Наблюдатель и исследователь языка способен прикоснуться к нему, осветить его, отразить
его черты; сам язык одновременно может быть и темным, и прозрачным для его носителя.
Системность и оформленность, структурированность языка предстает в трудах русских
ученых как явление промежуточное, непостоянное: язык есть система, находящаяся в
непрестанном движении и развитии (курсивом выделены метафоры. А.П.).
Анализ показывает, что хотя структурализм и оказал сильнейшее влияние на
русское лингвистическое и - шире - научное мышление, что видно даже по терминам, к
примеру, Академической Грамматики (структурная схема, строевые единицы,оппозиция.
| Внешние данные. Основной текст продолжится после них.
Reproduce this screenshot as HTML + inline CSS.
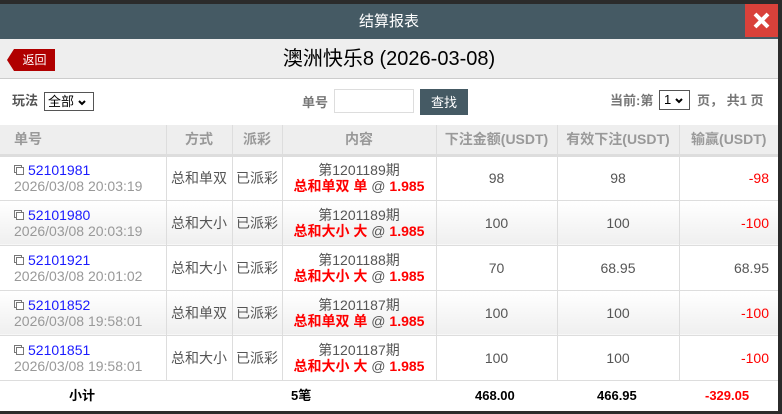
<!DOCTYPE html>
<html><head><meta charset="utf-8"><style>
*{margin:0;padding:0;box-sizing:border-box}
body{width:782px;height:414px;background:#2b2b2b;position:relative;overflow:hidden;font-family:"Liberation Sans","Noto Sans CJK SC",sans-serif;font-size:13px;color:#555}
.m{position:absolute;left:0;top:4px;width:778px;height:407px;background:#fff}
.hd{position:absolute;left:0;top:0;width:778px;height:35px;background:#455a64;color:#fff;font-size:15px;text-align:center;line-height:35px}
.x{position:absolute;right:0;top:0;width:33px;height:33px;background:#d9413a}
.tb{position:absolute;left:0;top:35px;width:778px;height:40px;background:#eee;border-bottom:1px solid #ccc;text-align:center;font-size:20px;color:#000;line-height:40px}
.back{position:absolute;left:14px;top:10px;height:22px;width:41px;background:#b00000;color:#fff;font-size:12px;line-height:22px;text-align:center}
.back:before{content:"";position:absolute;left:-7px;top:0;border-right:7px solid #b00000;border-top:11px solid transparent;border-bottom:11px solid transparent}
.a{position:absolute;line-height:16px}
table{position:absolute;left:0;top:121px;width:778px;border-collapse:collapse}
th{background:#eee;color:#999;font-weight:bold;font-size:14px;height:30px;border-left:1px solid #ddd;border-bottom:3px solid #ddd}
td{height:45px;border-left:1px solid #ddd;border-bottom:1px solid #ddd;text-align:center;font-size:14px;color:#555;line-height:16px}
tr.g td{background:linear-gradient(#fff,#efefef)}
th:first-child,td:first-child{border-left:none}
td.o{text-align:left;padding-left:14px}
.id{color:#1a1aff}
.dt{color:#999}
.r{color:#f00;font-weight:bold}
.n{color:#f00}
.ft{position:absolute;top:384px;font-weight:bold;color:#000;font-size:13px;line-height:16px}
</style></head><body>
<div class="m">
<div class="hd">结算报表<div class="x"><svg width="33" height="33"><path d="M10 10L23 23M23 10L10 23" stroke="#fff" stroke-width="4"/></svg></div></div>
<div class="tb"><div class="back">返回</div>澳洲快乐8 (2026-03-08)</div>
<div class="a" style="left:12px;top:89px;font-weight:bold;color:#555">玩法</div>
<div class="a" style="left:44px;top:88px;width:50px;height:19px;border:1px solid #555;color:#000;padding-left:3px;line-height:17px;font-size:13px">全部 <svg width="8" height="6"><path d="M1 1L4 4L7 1" stroke="#000" stroke-width="2" fill="none"/></svg></div>
<div class="a" style="left:302px;top:91px;font-weight:bold;color:#777">单号</div>
<div class="a" style="left:334px;top:85px;width:80px;height:24px;border:1px solid #ddd"></div>
<div class="a" style="left:420px;top:85px;width:48px;height:26px;background:#455a64;color:#fff;text-align:center;line-height:27px;font-size:13px">查找</div>
<div class="a" style="left:610px;top:89px;font-weight:bold;color:#777">当前:第</div>
<div class="a" style="left:659px;top:86px;width:31px;height:20px;border:1px solid #555;color:#000;padding-left:4px;line-height:18px;font-size:13px">1 <svg width="8" height="6"><path d="M1 1L4 4L7 1" stroke="#000" stroke-width="2" fill="none"/></svg></div>
<div class="a" style="left:697px;top:89px;font-weight:bold;color:#777">页， 共1 页</div>
<table>
<tr><th style="width:166px;text-align:left;padding-left:14px">单号</th><th style="width:66px">方式</th><th style="width:50px">派彩</th><th style="width:154px">内容</th><th style="width:121px">下注金额(USDT)</th><th style="width:122px">有效下注(USDT)</th><th style="width:99px">输赢(USDT)</th></tr>
<tr><td class="o"><svg width="10" height="10" style="margin-right:4px"><rect x="0.5" y="0.5" width="7" height="7" fill="#fff" stroke="#777"/><rect x="2.5" y="2.5" width="7" height="7" fill="#fff" stroke="#777"/></svg><span class="id">52101981</span><br><span class="dt">2026/03/08 20:03:19</span></td><td>总和单双</td><td>已派彩</td><td>第1201189期<br><span class="r">总和单双 单</span> @ <span class="r">1.985</span></td><td>98</td><td>98</td><td class="n" style="text-align:right;padding-right:9px">-98</td></tr>
<tr class="g"><td class="o"><svg width="10" height="10" style="margin-right:4px"><rect x="0.5" y="0.5" width="7" height="7" fill="#fff" stroke="#777"/><rect x="2.5" y="2.5" width="7" height="7" fill="#fff" stroke="#777"/></svg><span class="id">52101980</span><br><span class="dt">2026/03/08 20:03:19</span></td><td>总和大小</td><td>已派彩</td><td>第1201189期<br><span class="r">总和大小 大</span> @ <span class="r">1.985</span></td><td>100</td><td>100</td><td class="n" style="text-align:right;padding-right:9px">-100</td></tr>
<tr><td class="o"><svg width="10" height="10" style="margin-right:4px"><rect x="0.5" y="0.5" width="7" height="7" fill="#fff" stroke="#777"/><rect x="2.5" y="2.5" width="7" height="7" fill="#fff" stroke="#777"/></svg><span class="id">52101921</span><br><span class="dt">2026/03/08 20:01:02</span></td><td>总和大小</td><td>已派彩</td><td>第1201188期<br><span class="r">总和大小 大</span> @ <span class="r">1.985</span></td><td>70</td><td>68.95</td><td style="text-align:right;padding-right:9px">68.95</td></tr>
<tr class="g"><td class="o"><svg width="10" height="10" style="margin-right:4px"><rect x="0.5" y="0.5" width="7" height="7" fill="#fff" stroke="#777"/><rect x="2.5" y="2.5" width="7" height="7" fill="#fff" stroke="#777"/></svg><span class="id">52101852</span><br><span class="dt">2026/03/08 19:58:01</span></td><td>总和单双</td><td>已派彩</td><td>第1201187期<br><span class="r">总和单双 单</span> @ <span class="r">1.985</span></td><td>100</td><td>100</td><td class="n" style="text-align:right;padding-right:9px">-100</td></tr>
<tr><td class="o"><svg width="10" height="10" style="margin-right:4px"><rect x="0.5" y="0.5" width="7" height="7" fill="#fff" stroke="#777"/><rect x="2.5" y="2.5" width="7" height="7" fill="#fff" stroke="#777"/></svg><span class="id">52101851</span><br><span class="dt">2026/03/08 19:58:01</span></td><td>总和大小</td><td>已派彩</td><td>第1201187期<br><span class="r">总和大小 大</span> @ <span class="r">1.985</span></td><td>100</td><td>100</td><td class="n" style="text-align:right;padding-right:9px">-100</td></tr>
</table>
<div class="ft" style="left:69px">小计</div>
<div class="ft" style="left:291px">5笔</div>
<div class="ft" style="left:475px">468.00</div>
<div class="ft" style="left:597px">466.95</div>
<div class="ft" style="left:705px;color:#f00">-329.05</div>
</div>
</body></html>
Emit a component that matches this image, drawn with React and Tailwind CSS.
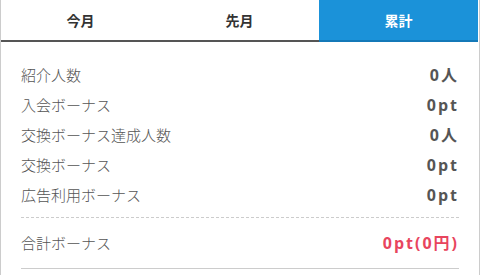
const tabs = ['今月', '先月', '累計'];

const rows = [
  { label: '紹介人数', value: '0人' },
  { label: '入会ボーナス', value: '0pt' },
  { label: '交換ボーナス達成人数', value: '0人' },
  { label: '交換ボーナス', value: '0pt' },
  { label: '広告利用ボーナス', value: '0pt' },
];

function App() {
  const active = 2;

  return (
    <div className="w-[480px] h-[275px] bg-white border-x border-[#cccccc] font-['Noto_Sans_CJK_JP',sans-serif] overflow-hidden">
      <div className="flex h-[42px] pr-px">
        {tabs.map((tab, i) => (
          <div
            key={tab}
            className={`flex-1 flex items-center justify-center text-[14px] font-bold border-b-2 ${
              i === active
                ? 'bg-[#1b92d9] text-white border-[#1479b8]'
                : 'bg-white text-[#333333] border-[#555555]'
            }`}
          >
            {tab}
          </div>
        ))}
      </div>

      <div className="px-5 pt-[18px]">
        <div className="border-b border-dashed border-[#cccccc] pb-[7px]">
          {rows.map((row) => (
            <div key={row.label} className="flex items-center justify-between h-[30px]">
              <span className="text-[15px] font-light text-[#555555]">{row.label}</span>
              <span className="text-[16px] font-bold text-[#555555] tracking-[2px] font-['Open_Sans','Noto_Sans_CJK_JP',sans-serif]">
                {row.value}
              </span>
            </div>
          ))}
        </div>
        <div className="border-b border-[#cccccc] py-[10px]">
          <div className="flex items-center justify-between h-[30px]">
            <span className="text-[15px] font-light text-[#555555]">合計ボーナス</span>
            <span className="text-[16px] font-bold text-[#e8455e] tracking-[2px] font-['Open_Sans','Noto_Sans_CJK_JP',sans-serif]">
              0pt(0円)
            </span>
          </div>
        </div>
      </div>
    </div>
  );
}

export default App;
парадигма и так далее), современные учения, пришедшие ему на смену и интересующиеся
не системой, а говорящим, а значит, индивидуальной коммуникацией, когнитивными
механизмами порождения текстов, прагматикой, референцией и окказионализмами на
всех языковых уровнях, глубоко уходят корнями в работы русских ученых начала и
середины ХХ века, где, как мы старались показать, на тропеическом уровне мышления
улавливается истинная суть языка.
Если говорить о характере динамических изменений в русской лингвистике ХХ
века, то в исследованных нами работах прослеживается "скачкообразная" эволюция Гаспаров через полвека воспринимает на концептуальном уровне идеи Виноградова о
языке именно как о живом организме, стихии, подверженной глобальным изменениям,
естественном потоке (РАЗДАТОЧНЫЙ МАТЕРИАЛ 3В).
Итак, метафора в лингвистических трудах есть действенная когнитивная модель.
Она способна, как отмечали Лакофф и Джонсон, высветлять и затемнять различные
стороны концептуализируемого объекта; она сложна и многогранна, она помогает
выявить не только универсальные, но и национальные аспекты научного дискурса,
фиксируя и сознательные, и подсознательные движения мысли ученого.